An important question is whether we no longer need composite workers (i.e., task decomposition and AI chain), but only need a single worker with sufficient reasoning capabilities, as model capabilities scale up. We believe we will see a left-shift in worker-AI interaction modes. For a task that previously required a higher-level interaction mode, it can now be completed with a lower-level interaction mode as model capabilities improve. Or, tasks that previously required a very complex AI chain can now be completed with a simpler AI chain. At the same time, many tasks that previous models could not handle can be completed with AI chains and stronger models. However, we do not think AI chain engineering will disappear as model capabilities increase, because it is a fundamental problem solving and software engineering strategy on top of foundation models, rather than a specific AI capability which could be absorbed by the large language models. Stephen Wolfram wrote an insightful article on a related topic "Will AIs Take All Our Jobs and End Human History - or Not?".

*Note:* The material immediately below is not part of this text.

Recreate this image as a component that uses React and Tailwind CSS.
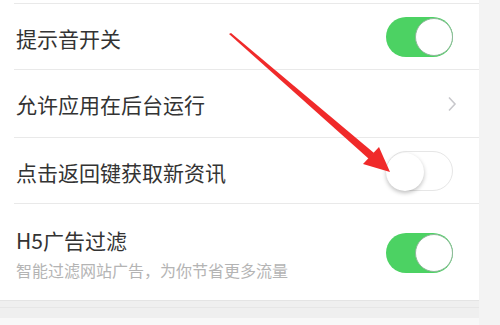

Separation of AI and non-AI Concerns

An AI chain contains many workers, and not all workers need to be implemented based on the foundation models from both functional and economic perspectives (TALM, Toolformer, Taskmatrix.AI, HuggingGPT, ChatGPT Plugins). The economic perspective is an important factor to consider because foundation models usually require high-end computing resources or significant API usage expenses. We need to distinguish which workers need to leverage AI and which ones can use traditional programs. For AI-based workers, we further distinguish which ones need to use the foundation models and which ones can use traditional ML models.

Through separation of concerns, we can achieve single responsibility and modular design, meaning that each worker in the system has a clear and specific responsibility. This allows engineers to analyze and design different aspects of the AI service without being overwhelmed by its complexity. As a result, we can determine the most effective worker type for completing individial sub-tasks, whether it is completed by a Software 3.0, Software 2.0, or Software 1.0 worker. Due to the workers' modular design and single responsibility, a worker's software paradigm can be easily swapped without affecting other parts of the system. For example, we can replace a foundation model-based classifier with a performance-enhanced classifier fine-tuned on task data, or vice versa, replace a task-specific classifier trained on specific data with a foundation model-based classifier with better generalizability.

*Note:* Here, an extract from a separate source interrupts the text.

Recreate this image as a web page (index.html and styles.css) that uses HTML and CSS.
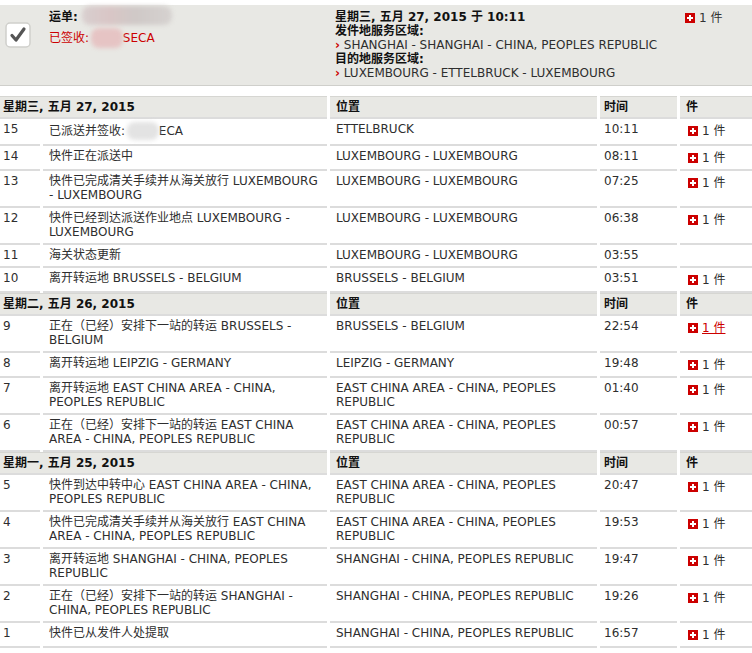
FILE: index.html
```html
<!DOCTYPE html>
<html lang="zh">
<head>
<meta charset="utf-8">
<title>运单跟踪</title>
<link rel="stylesheet" href="styles.css">
</head>
<body>
<div class="summary">
  <div class="sum-check">
    <svg width="26" height="26" viewBox="0 0 26 26"><rect x="1" y="1" width="24" height="24" rx="4" ry="4" fill="#fff" stroke="#cfcfcb" stroke-width="1.5"/><path d="M7 13.5 L11 18 L19 7" fill="none" stroke="#555" stroke-width="3.2" stroke-linecap="round" stroke-linejoin="round"/></svg>
  </div>
  <div class="sum-main">
    <div class="b">运单: <span class="redact r1"></span></div>
    <div class="red">已签收: <span class="redact r2"></span>SECA</div>
  </div>
  <div class="sum-info">
    <div class="b">星期三, 五月 27, 2015 于 10:11</div>
    <div class="b">发件地服务区域:</div>
    <div><span class="chev">›</span> SHANGHAI - SHANGHAI - CHINA, PEOPLES REPUBLIC</div>
    <div class="b">目的地服务区域:</div>
    <div><span class="chev">›</span> LUXEMBOURG - ETTELBRUCK - LUXEMBOURG</div>
  </div>
  <div class="sum-pcs"><span class="plus"></span>1 件</div>
</div>

<div class="events">
  <div class="row hd"><div class="c span2">星期三, 五月 27, 2015</div><div class="c loc">位置</div><div class="c tm">时间</div><div class="c pc">件</div></div>
  <div class="row"><div class="c num">15</div><div class="c">已派送并签收: <span class="redact r3"></span>ECA</div><div class="c loc">ETTELBRUCK</div><div class="c tm">10:11</div><div class="c pc"><span class="plus"></span>1 件</div></div>
  <div class="row"><div class="c num">14</div><div class="c">快件正在派送中</div><div class="c loc">LUXEMBOURG - LUXEMBOURG</div><div class="c tm">08:11</div><div class="c pc"><span class="plus"></span>1 件</div></div>
  <div class="row"><div class="c num">13</div><div class="c">快件已完成清关手续并从海关放行 LUXEMBOURG - LUXEMBOURG</div><div class="c loc">LUXEMBOURG - LUXEMBOURG</div><div class="c tm">07:25</div><div class="c pc"><span class="plus"></span>1 件</div></div>
  <div class="row"><div class="c num">12</div><div class="c">快件已经到达派送作业地点 LUXEMBOURG - LUXEMBOURG</div><div class="c loc">LUXEMBOURG - LUXEMBOURG</div><div class="c tm">06:38</div><div class="c pc"><span class="plus"></span>1 件</div></div>
  <div class="row"><div class="c num">11</div><div class="c">海关状态更新</div><div class="c loc">LUXEMBOURG - LUXEMBOURG</div><div class="c tm">03:55</div><div class="c pc"></div></div>
  <div class="row"><div class="c num">10</div><div class="c">离开转运地 BRUSSELS - BELGIUM</div><div class="c loc">BRUSSELS - BELGIUM</div><div class="c tm">03:51</div><div class="c pc"><span class="plus"></span>1 件</div></div>

  <div class="row hd"><div class="c span2">星期二, 五月 26, 2015</div><div class="c loc">位置</div><div class="c tm">时间</div><div class="c pc">件</div></div>
  <div class="row"><div class="c num">9</div><div class="c">正在（已经）安排下一站的转运 BRUSSELS - BELGIUM</div><div class="c loc">BRUSSELS - BELGIUM</div><div class="c tm">22:54</div><div class="c pc"><span class="plus"></span><a class="pclink" href="#">1 件</a></div></div>
  <div class="row"><div class="c num">8</div><div class="c">离开转运地 LEIPZIG - GERMANY</div><div class="c loc">LEIPZIG - GERMANY</div><div class="c tm">19:48</div><div class="c pc"><span class="plus"></span>1 件</div></div>
  <div class="row"><div class="c num">7</div><div class="c">离开转运地 EAST CHINA AREA - CHINA, PEOPLES REPUBLIC</div><div class="c loc">EAST CHINA AREA - CHINA, PEOPLES REPUBLIC</div><div class="c tm">01:40</div><div class="c pc"><span class="plus"></span>1 件</div></div>
  <div class="row"><div class="c num">6</div><div class="c">正在（已经）安排下一站的转运 EAST CHINA AREA - CHINA, PEOPLES REPUBLIC</div><div class="c loc">EAST CHINA AREA - CHINA, PEOPLES REPUBLIC</div><div class="c tm">00:57</div><div class="c pc"><span class="plus"></span>1 件</div></div>

  <div class="row hd"><div class="c span2">星期一, 五月 25, 2015</div><div class="c loc">位置</div><div class="c tm">时间</div><div class="c pc">件</div></div>
  <div class="row"><div class="c num">5</div><div class="c">快件到达中转中心 EAST CHINA AREA - CHINA, PEOPLES REPUBLIC</div><div class="c loc">EAST CHINA AREA - CHINA, PEOPLES REPUBLIC</div><div class="c tm">20:47</div><div class="c pc"><span class="plus"></span>1 件</div></div>
  <div class="row"><div class="c num">4</div><div class="c">快件已完成清关手续并从海关放行 EAST CHINA AREA - CHINA, PEOPLES REPUBLIC</div><div class="c loc">EAST CHINA AREA - CHINA, PEOPLES REPUBLIC</div><div class="c tm">19:53</div><div class="c pc"><span class="plus"></span>1 件</div></div>
  <div class="row"><div class="c num">3</div><div class="c">离开转运地 SHANGHAI - CHINA, PEOPLES REPUBLIC</div><div class="c loc">SHANGHAI - CHINA, PEOPLES REPUBLIC</div><div class="c tm">19:47</div><div class="c pc"><span class="plus"></span>1 件</div></div>
  <div class="row"><div class="c num">2</div><div class="c">正在（已经）安排下一站的转运 SHANGHAI - CHINA, PEOPLES REPUBLIC</div><div class="c loc">SHANGHAI - CHINA, PEOPLES REPUBLIC</div><div class="c tm">19:26</div><div class="c pc"><span class="plus"></span>1 件</div></div>
  <div class="row"><div class="c num">1</div><div class="c">快件已从发件人处提取</div><div class="c loc">SHANGHAI - CHINA, PEOPLES REPUBLIC</div><div class="c tm">16:57</div><div class="c pc"><span class="plus"></span>1 件</div></div>
</div>
</body>
</html>
```
FILE: styles.css
```css
html, body {
  margin: 0;
  padding: 0;
  background: #fff;
}
body {
  font-family: "DejaVu Sans", Verdana, "Noto Sans CJK SC", sans-serif;
  font-size: 12px;
  line-height: 14px;
  color: #2e2e2e;
}

/* summary panel */
.summary {
  margin-top: 5px;
  height: 81px;
  box-sizing: border-box;
  background: #e8e8e4;
  border-bottom: 1px solid #cfcfcb;
  display: grid;
  grid-template-columns: 43px 287px 350px 72px;
  padding-top: 5px;
}
.sum-check {
  padding: 12px 0 0 5px;
}
.sum-check svg {
  display: block;
}
.sum-main {
  padding-left: 6px;
}
.sum-main .red {
  margin-top: 3px;
}
.sum-info {
  padding-left: 5px;
}
.sum-pcs {
  padding: 1px 0 0 5px;
  color: #333;
}
.b {
  font-weight: bold;
  color: #111;
}
.red {
  color: #cc0000;
}
.chev {
  color: #cc0000;
  font-weight: bold;
}

.redact {
  display: inline-block;
  vertical-align: middle;
  filter: blur(2px);
  border-radius: 8px;
}
.r1 {
  width: 90px;
  height: 19px;
  margin-top: -4px;
  background: linear-gradient(90deg, #d8cfcf 0%, #d9c6c6 30%, #cfc9c7 60%, #d6d2d0 100%);
}
.r2 {
  width: 32px;
  height: 20px;
  margin-left: -2px;
  background: #e6c4c4;
}
.r3 {
  width: 32px;
  height: 18px;
  margin-left: -2px;
  background: #e3e3e3;
}

/* plus icon */
.plus {
  display: inline-block;
  position: relative;
  width: 10px;
  height: 10px;
  background: #cc0000;
  vertical-align: -1px;
  margin-right: 4px;
}
.plus::before,
.plus::after {
  content: "";
  position: absolute;
  background: #fff;
}
.plus::before {
  left: 2px;
  top: 4px;
  width: 6px;
  height: 2px;
}
.plus::after {
  left: 4px;
  top: 2px;
  width: 2px;
  height: 6px;
}

/* events table */
.events {
  margin-top: 10px;
}
.row {
  display: grid;
  grid-template-columns: 40px 284px 267px 77px 72px;
  column-gap: 3px;
}
.c {
  padding: 3px 6px 4px 6px;
  border-bottom: 2px solid #dcdcdc;
}
.c.num {
  padding-left: 3px;
}
.c.tm {
  padding-left: 4px;
}
.c.pc {
  padding: 5px 4px 4px 8px;
}
.row.hd .c {
  background: #e8e8e4;
  border-top: 1px solid #d6d6d2;
  border-bottom: 2px solid #dcdcdc;
  padding: 3px 4px 3px 6px;
  font-weight: bold;
  color: #111;
}
.row.hd .c.span2 {
  grid-column: span 2;
  padding-left: 3px;
}
.row.hd .c.tm {
  padding-left: 4px;
}
.row.hd .c.pc {
  padding-left: 6px;
}
.pclink {
  color: #cc0000;
  text-decoration: underline;
}
```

For Software 2.0 or Software 1.0 workers, we need to determine the external knowledge base, task-specific models, tools or APIs to be used to implement the workers (see AI chain implementation).

For Software 3.0 workers, the core task is to determine worker stereotype and design prompt. Single responsibility worker makes it easier to determine a worker's distinct role and simplify its prompt design. Our Sapper IDE is equipped with a prompting co-pilot to create prompts when generating AI chain steps from the task requirement. Software 3.0 workers can be enhanced by external knowledge bases, tools or APIs (Liu et al. 2021, Borgeaud et al. 2022, TALM, PAL, Program of Thoughts, Toolformer, Taskmatrix.AI, HuggingGPT, ChatGPT Plugins).

Workflow Walk-through

AI chain workers collaborate to complete tasks according to a workflow (see AI chain examples and our AI chain showcases). This requires algorithmic thinking to develop a step-by-step process for solving problems. We recommend using workflow patterns to model AI chain workflows. Note that a L3 worker expresses the workflow in its prompt internally, which does not support explicit worker cooperation.

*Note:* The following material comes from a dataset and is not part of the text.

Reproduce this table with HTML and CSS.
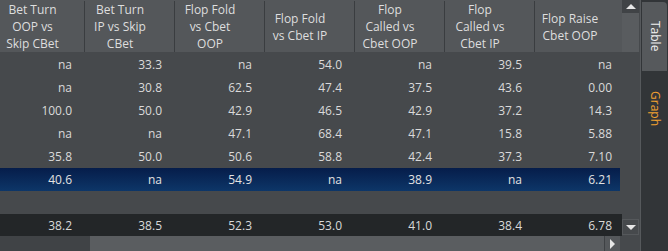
FILE: index.html
```html
<!DOCTYPE html>
<html>
<head>
<meta charset="utf-8">
<link rel="stylesheet" href="styles.css">
</head>
<body>
<div class="app">
  <div class="grid">
    <div class="viewport">
      <div class="row thead">
        <div class="hc">Bet Turn<br>OOP vs<br>Skip CBet</div>
        <div class="hc sep">Bet Turn<br>IP vs Skip<br>CBet</div>
        <div class="hc sep">Flop Fold<br>vs Cbet<br>OOP</div>
        <div class="hc sep">Flop Fold<br>vs Cbet IP</div>
        <div class="hc sep">Flop<br>Called vs<br>Cbet OOP</div>
        <div class="hc sep">Flop<br>Called vs<br>Cbet IP</div>
        <div class="hc sep">Flop Raise<br>Cbet OOP</div>
      </div>
      <div class="tbody">
        <div class="row tr"><div>na</div><div>33.3</div><div>na</div><div>54.0</div><div>na</div><div>39.5</div><div>na</div></div>
        <div class="row tr"><div>na</div><div>30.8</div><div>62.5</div><div>47.4</div><div>37.5</div><div>43.6</div><div>0.00</div></div>
        <div class="row tr"><div>100.0</div><div>50.0</div><div>42.9</div><div>46.5</div><div>42.9</div><div>37.2</div><div>14.3</div></div>
        <div class="row tr"><div>na</div><div>na</div><div>47.1</div><div>68.4</div><div>47.1</div><div>15.8</div><div>5.88</div></div>
        <div class="row tr"><div>35.8</div><div>50.0</div><div>50.6</div><div>58.8</div><div>42.4</div><div>37.3</div><div>7.10</div></div>
        <div class="row tr selected"><div>40.6</div><div>na</div><div>54.9</div><div>na</div><div>38.9</div><div>na</div><div>6.21</div></div>
      </div>
      <div class="row tfoot"><div>38.2</div><div>38.5</div><div>52.3</div><div>53.0</div><div>41.0</div><div>38.4</div><div>6.78</div></div>
    </div>
    <div class="vscroll">
      <div class="vbtn up"><span class="tri-up"></span></div>
      <div class="vthumb"></div>
      <div class="vtrack"></div>
      <div class="vbtn down"><span class="tri-down"></span></div>
    </div>
    <div class="hscroll">
      <div class="htrack"></div>
      <div class="hthumb"></div>
      <div class="hbtn"><span class="tri-right"></span></div>
    </div>
    <div class="corner"></div>
  </div>
  <div class="side">
    <div class="tab active"><span>Table</span></div>
    <div class="tab graph"><span>Graph</span></div>
  </div>
</div>
</body>
</html>
```

FILE: styles.css
```css
html, body {
  margin: 0;
  padding: 0;
  background: #46494c;
}
body {
  width: 668px;
  height: 251px;
  overflow: hidden;
  font-family: "Open Sans", "Noto Sans", sans-serif;
  font-size: 12px;
  color: #dadada;
}
.app {
  display: flex;
  width: 668px;
  height: 251px;
}
.grid {
  width: 640px;
  display: grid;
  grid-template-columns: 622px 17px;
  grid-template-rows: 236px 15px;
  border-right: 1px solid #56595c;
  background: #46494c;
}
.viewport {
  display: flex;
  flex-direction: column;
  overflow: hidden;
}
.row {
  display: grid;
  grid-template-columns: 84px repeat(6, 90px);
  width: 624px;
}
.thead {
  height: 52px;
  background: #54575a;
  align-items: stretch;
  flex: none;
}
.hc {
  display: flex;
  align-items: center;
  justify-content: center;
  text-align: center;
  line-height: 17px;
  padding-right: 19px;
  margin: 1px 0 2px;
  color: #dedede;
}
.hc:first-child {
  padding-right: 19px;
}
.hc.sep {
  border-left: 1px solid #3a3d40;
}
.tbody {
  flex: 1;
  padding-top: 1px;
}
.tr {
  height: 23px;
  align-items: center;
}
.tr div, .tfoot div {
  text-align: right;
  padding-right: 12px;
}
.tr.selected {
  width: 620px;
  overflow: hidden;
  background: linear-gradient(#061d4a, #0d3668);
  color: #e2e2e2;
}
.tfoot {
  height: 22px;
  flex: none;
  align-items: center;
  background: #232628;
}
.vscroll {
  display: flex;
  flex-direction: column;
  background: #46494c;
}
.vbtn {
  display: flex;
  align-items: center;
  justify-content: center;
}
.vbtn.up {
  height: 13px;
  background: #404346;
}
.vthumb {
  height: 39px;
  background: #595c5f;
}
.vtrack {
  flex: 1;
}
.vbtn.down {
  height: 15px;
  margin-bottom: 1px;
  border: 1px solid #55585b;
  box-sizing: border-box;
  height: 16px;
}
.tri-up {
  width: 0;
  height: 0;
  border-left: 5px solid transparent;
  border-right: 5px solid transparent;
  border-bottom: 5px solid #e6e6e6;
}
.tri-down {
  width: 0;
  height: 0;
  border-left: 5px solid transparent;
  border-right: 5px solid transparent;
  border-top: 5px solid #e6e6e6;
}
.hscroll {
  display: flex;
  height: 15px;
}
.htrack {
  width: 90px;
  background: #404346;
}
.hthumb {
  flex: 1;
  background: #5a5d60;
  border-right: 1px solid #3e4144;
}
.hbtn {
  width: 15px;
  margin-right: 2px;
  background: #55585b;
  display: flex;
  align-items: center;
  justify-content: center;
}
.tri-right {
  width: 0;
  height: 0;
  border-top: 5px solid transparent;
  border-bottom: 5px solid transparent;
  border-left: 5px solid #e6e6e6;
}
.corner {
  background: #46494c;
}
.side {
  flex: 1;
  background: #323538;
  display: flex;
  flex-direction: column;
  gap: 2px;
  padding: 2px 1px 0 1px;
}
.tab {
  height: 69px;
  display: flex;
  align-items: center;
  justify-content: center;
  border-radius: 0 4px 0 0;
}
.tab span {
  writing-mode: vertical-rl;
  line-height: 14px;
}
.tab.active {
  background: #56595c;
  color: #f0f0f0;
}
.tab.graph {
  height: 71px;
  color: #f0a030;
}
```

The workflow needs to support control structures, such as conditional, loop, fork-join. For example, in order to avoid introducing errors into correct code, PCR-Chain only attempts to fix the code when the LLM determines that there are last-mile errors (judging whether the code has errors is easier than fixing the code).

Meanwhile, each worker needs to define a function signature in terms of input and output as well as any pre/post-condition constraints, akin to interface specification in software engineering, so that workers can interact or communicate with one another.